TOKYO - The University of Tokyo's Earthquake Research Institute said Monday the risk of a big earthquake hitting the southern Kanto region including Tokyo in the next four years is as high as 70 percent.
The increased risk, according to Naoshi Hirata, a professor at the institute and a member of the research team who compiled the latest report, is due to the disruption caused to tectonic plates following the magnitude-9.0 earthquake that struck on March 11.
The earthquake leveled much of Japan's eastern seaboard and triggered a huge tsunami that sparked one of the world's worst- ever nuclear disasters at a power plant in Japan's northeast.
The institute said that it had noticed an increase in seismic activity in the southern Kanto region in the months following March's massive temblor and said that quakes with of more than magnitude-3.0 have been occurring five times more frequently than usual.
The research team said that in light of the increased frequency of quakes in the region, there is a 70 percent likelihood is that a magnitude-7.0 quake in the region will hit the region over the next four years.
The institute also said recently that last March's Great East Japan Earthquake and a smaller earlier quake may have been caused by a phenomenon known as "slow slips".

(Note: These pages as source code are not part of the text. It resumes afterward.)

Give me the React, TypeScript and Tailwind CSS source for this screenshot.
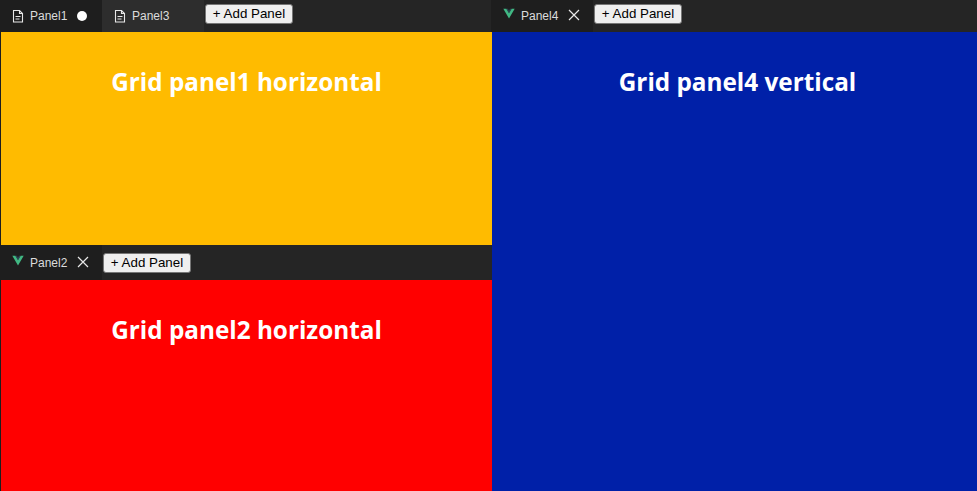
import React from "react";

function FileIcon() {
  return (
    <svg width="14" height="14" viewBox="0 0 14 14" fill="none" stroke="#e8e8e8" strokeWidth="1.1" className="shrink-0 -ml-[1px]">
      <path d="M2.5 1.5h6l3 3v8.5h-9z" />
      <path d="M8.5 1.5v3h3" />
      <path d="M4.5 7.5h5M4.5 10h4" />
    </svg>
  );
}

function VueIcon() {
  return (
    <svg width="12" height="11" viewBox="0 0 12 11" className="shrink-0 -mt-[5px]">
      <path d="M0.3 0.8h3L6 5.2 8.7 0.8h3L6 10.6z" fill="#41b883" />
      <path d="M3.3 0.8h1.6L6 2.8 7.1 0.8h1.6L6 5.2z" fill="#35667f" opacity="0.55" />
    </svg>
  );
}

function Close() {
  return (
    <svg width="12" height="12" viewBox="0 0 12 12" stroke="#e8e8e8" strokeWidth="1.2" className="shrink-0 -mt-[2px]">
      <path d="M1 1l10 10M11 1L1 11" />
    </svg>
  );
}

function Tab({ label, icon, end, bg }: { label: string; icon: React.ReactNode; end?: React.ReactNode; bg: string }) {
  return (
    <div className={`flex items-center h-full w-[102px] pl-3 ${bg}`}>
      <span className="w-[18px] flex items-center">{icon}</span>
      <span className="text-[12px] text-[#dcdcdc] w-[47px] font-['Liberation_Sans',sans-serif]">{label}</span>
      {end}
    </div>
  );
}

function AddPanel({ raised }: { raised?: boolean }) {
  return (
    <button className={`ml-[1px] h-[20px] w-[88px] bg-[#efefef] border border-[#767676] rounded-[3px] text-[13.33px] text-black font-['Liberation_Sans',sans-serif] leading-none ${raised ? "-mt-[4px]" : ""}`}>
      + Add Panel
    </button>
  );
}

function Heading({ children, shifted }: { children: React.ReactNode; shifted?: boolean }) {
  return (
    <h1 className={`text-center text-white font-bold text-[24.3px] leading-[32px] pt-[34px] font-['Open_Sans',sans-serif] ${shifted ? "pl-[6px]" : ""}`}>
      {children}
    </h1>
  );
}

const Dot = () => <span className="block w-[10px] h-[10px] rounded-full bg-white -mt-[1px]" />;

export default function App() {
  return (
    <div className="flex w-[977px] h-[491px] overflow-hidden bg-[#1e1e1e]">
      <div className="flex flex-col w-[491px] ml-[1px] shrink-0">
        <div className="flex items-center h-[32px] shrink-0 bg-[#252525] -ml-[1px]">
          <Tab label="Panel1" icon={<FileIcon />} end={<Dot />} bg="bg-[#1e1e1e]" />
          <Tab label="Panel3" icon={<FileIcon />} bg="bg-[#2d2d2d]" />
          <AddPanel raised />
        </div>
        <div className="h-[213px] bg-[#ffbb00] shrink-0">
          <Heading>Grid panel1 horizontal</Heading>
        </div>
        <div className="flex items-center h-[35px] shrink-0 bg-[#252525] -ml-[1px]">
          <Tab label="Panel2" icon={<VueIcon />} end={<Close />} bg="bg-[#1e1e1e]" />
          <AddPanel />
        </div>
        <div className="flex-1 bg-[#ff0000]">
          <Heading>Grid panel2 horizontal</Heading>
        </div>
      </div>
      <div className="flex flex-col flex-1">
        <div className="flex items-center h-[32px] shrink-0 bg-[#252525] -ml-[1px]">
          <Tab label="Panel4" icon={<VueIcon />} end={<Close />} bg="bg-[#1e1e1e]" />
          <AddPanel raised />
        </div>
        <div className="flex-1 bg-[#0020a8]">
          <Heading shifted>Grid panel4 vertical</Heading>
        </div>
      </div>
    </div>
  );
}
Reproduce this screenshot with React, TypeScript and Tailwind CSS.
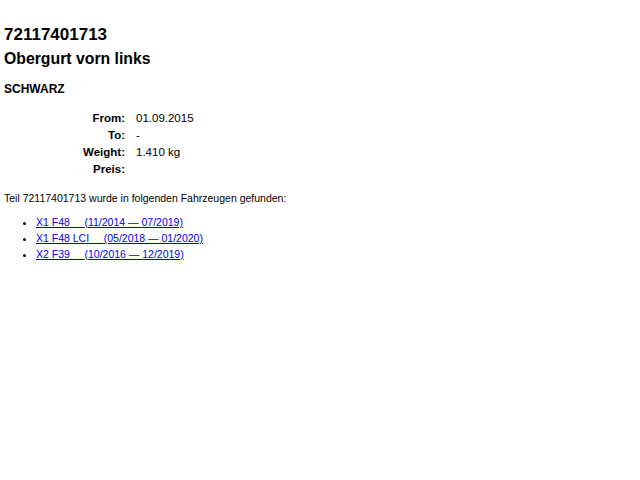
import React from 'react';

const vehicles = [
  { model: 'X1 F48', range: '(11/2014 — 07/2019)' },
  { model: 'X1 F48 LCI', range: '(05/2018 — 01/2020)' },
  { model: 'X2 F39', range: '(10/2016 — 12/2019)' },
];

const details = [
  { label: 'From:', value: '01.09.2015' },
  { label: 'To:', value: '-' },
  { label: 'Weight:', value: '1.410 kg' },
  { label: 'Preis:', value: '' },
];

export default function App() {
  return (
    <div className="min-h-[480px] bg-white px-[4px] pt-[25px] text-black font-['Liberation_Sans',Arial,sans-serif]">
      <h1 className="text-[17px] font-bold leading-[20px]">72117401713</h1>
      <h2 className="mt-[4px] text-[15.8px] font-bold leading-[20px]">Obergurt vorn links</h2>
      <h3 className="mt-[12px] text-[12px] font-bold leading-[16px]">SCHWARZ</h3>

      {/* part details */}
      <div className="mt-[13px] grid grid-cols-[121px_auto] gap-x-[11px] text-[11.5px] leading-[17px]">
        {details.map((d) => (
          <React.Fragment key={d.label}>
            <div className="text-right font-bold">{d.label}</div>
            <div>{d.value}</div>
          </React.Fragment>
        ))}
      </div>

      <p className="mt-[12px] text-[10.5px] leading-[16px]">
        Teil 72117401713 wurde in folgenden Fahrzeugen gefunden:
      </p>

      <ul className="mt-[8px] list-disc pl-[32px] text-[10.5px] leading-[16px]">
        {vehicles.map((v) => (
          <li key={v.model}>
            <a href="#" className="text-[#0000ee] underline whitespace-pre">
              {v.model}
              {'     '}
              {v.range}
            </a>
          </li>
        ))}
      </ul>
    </div>
  );
}
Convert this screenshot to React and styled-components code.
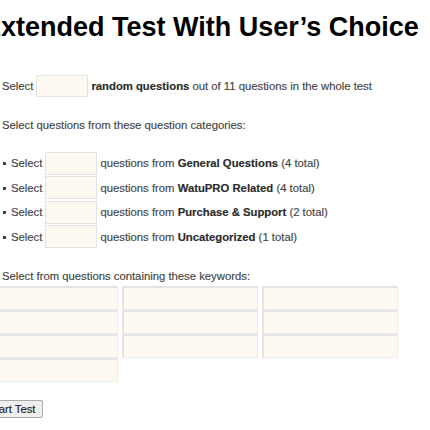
import React from "react";
import styled, { createGlobalStyle } from "styled-components";

const Global = createGlobalStyle`
  html, body { margin: 0; padding: 0; background: #fff; overflow: hidden; }
  body { font-family: "Liberation Sans", Arial, sans-serif; color: #444; }
`;

const Page = styled.div`
  width: 430px;
  height: 430px;
  display: flex;
  flex-direction: column;
  font-size: 11.3px;
  -webkit-text-stroke: 0.15px currentColor;
`;

const Title = styled.h1`
  margin: 12px 0 0 -17px;
  font-size: 27px;
  line-height: 31px;
  font-weight: bold;
  color: #000;
  white-space: nowrap;
  -webkit-text-stroke: 0;
`;

const Line = styled.div`
  margin-top: ${(p) => p.$mt}px;
  padding-left: 2px;
  line-height: 16px;
  display: flex;
  align-items: center;
  white-space: pre;
`;

const Bold = styled.b`
  color: #2a2a2a;
`;

const NumInput = styled.input`
  box-sizing: border-box;
  width: 52px;
  height: ${(p) => p.$h || 22}px;
  margin: 0 3px;
  padding: 0 4px;
  background: #fefaf2;
  border: 1px solid #e3e3e3;
  font: inherit;
  outline: none;
`;

const List = styled.ul`
  list-style: none;
  margin: 18px 0 0;
  padding: 0;
`;

const Item = styled.li`
  height: 24.5px;
  display: flex;
  align-items: center;
  padding-left: 11px;
  position: relative;
  white-space: pre;
  &::before {
    content: "";
    position: absolute;
    left: 3px;
    top: 11px;
    width: 3px;
    height: 3px;
    background: #444;
  }
`;

const KeywordGrid = styled.div`
  margin: 2px 0 0 -18px;
  display: grid;
  grid-template-columns: repeat(3, 136px);
  grid-auto-rows: 24px;
  column-gap: 4px;
`;

const KeywordInput = styled.input`
  box-sizing: border-box;
  width: 100%;
  height: 100%;
  background: #fefaf2;
  border-style: solid;
  border-width: 2px 1px 1px 2px;
  border-color: #e4e4e4 #ebebeb #ebebeb #e4e4e4;
  outline: none;
  font: inherit;
`;

const StartButton = styled.button`
  align-self: flex-start;
  margin: 18px 0 0 -19px;
  height: 18px;
  padding: 0 6px;
  font-family: "Liberation Sans", Arial, sans-serif;
  font-size: 11.3px;
  color: #222;
  -webkit-text-stroke: 0.15px #222;
  background: #efefef;
  border: 1px solid #a9a9a9;
  border-radius: 2px;
`;

const categories = [
  ["General Questions", 4],
  ["WatuPRO Related", 4],
  ["Purchase & Support", 2],
  ["Uncategorized", 1],
];

export default function App() {
  return (
    <Page>
      <Global />
      <Title>Extended Test With User’s Choice</Title>
      <Line $mt={32}>
        Select<NumInput type="text" />
        <Bold>random questions</Bold> out of 11 questions in the whole test
      </Line>
      <Line $mt={20}>Select questions from these question categories:</Line>
      <List>
        {categories.map(([name, total]) => (
          <Item key={name}>
            Select<NumInput type="text" $h={23} />
            questions from <Bold>{name}</Bold> ({total} total)
          </Item>
        ))}
      </List>
      <Line $mt={18.75}>Select from questions containing these keywords:</Line>
      <KeywordGrid>
        {Array.from({ length: 10 }).map((_, i) => (
          <KeywordInput key={i} type="text" />
        ))}
      </KeywordGrid>
      <StartButton type="button">Start Test</StartButton>
    </Page>
  );
}
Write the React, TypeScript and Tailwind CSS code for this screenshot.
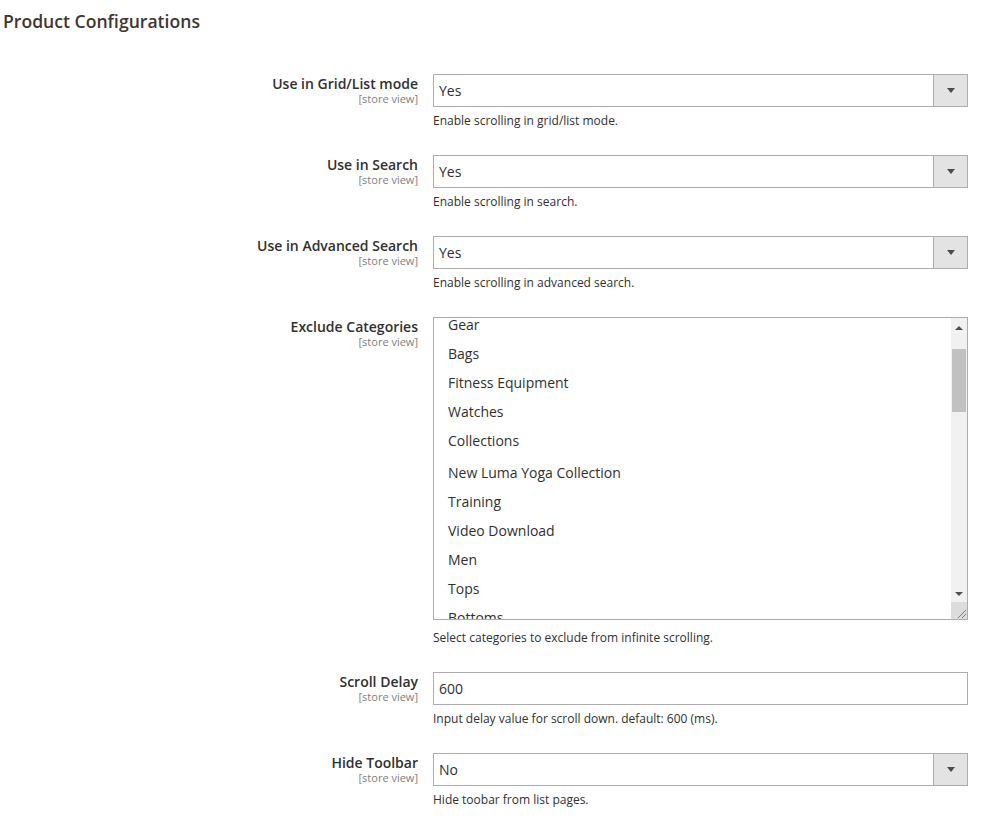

Slow slips are when two plates or other underground layers slowly move past one another, creating warps in the surrounding ground, the institute said in a recent scientific journal on the matter.
It said that is the first time that slow slips have been confirmed to have occurred before other warning signs such as smaller earthquakes.
"We confirmed that if a slow slip occurs and there is warped ground ahead of it, an earthquake can be triggered," said Aitaro Kato, assistant professor and earthquake researcher.
According to the research team, the Great East Japan Earthquake occurred when a tectonic plate to the east of the Sanriku region sunk under another plate and the energy of stored warps in the ground was released.
The institute's conclusions were reached after analyzing the Japan Meteorological Agency's data on some 333 earthquakes from mid-February 2011 to the main quake on March 11. It also noted that 1,083 additional small earthquakes had also occurred.
It also said that the earthquakes' vibration waves greatly increased from two to five kilometers per day from mid-to-late February, to about 10 kilometers per day on March 11.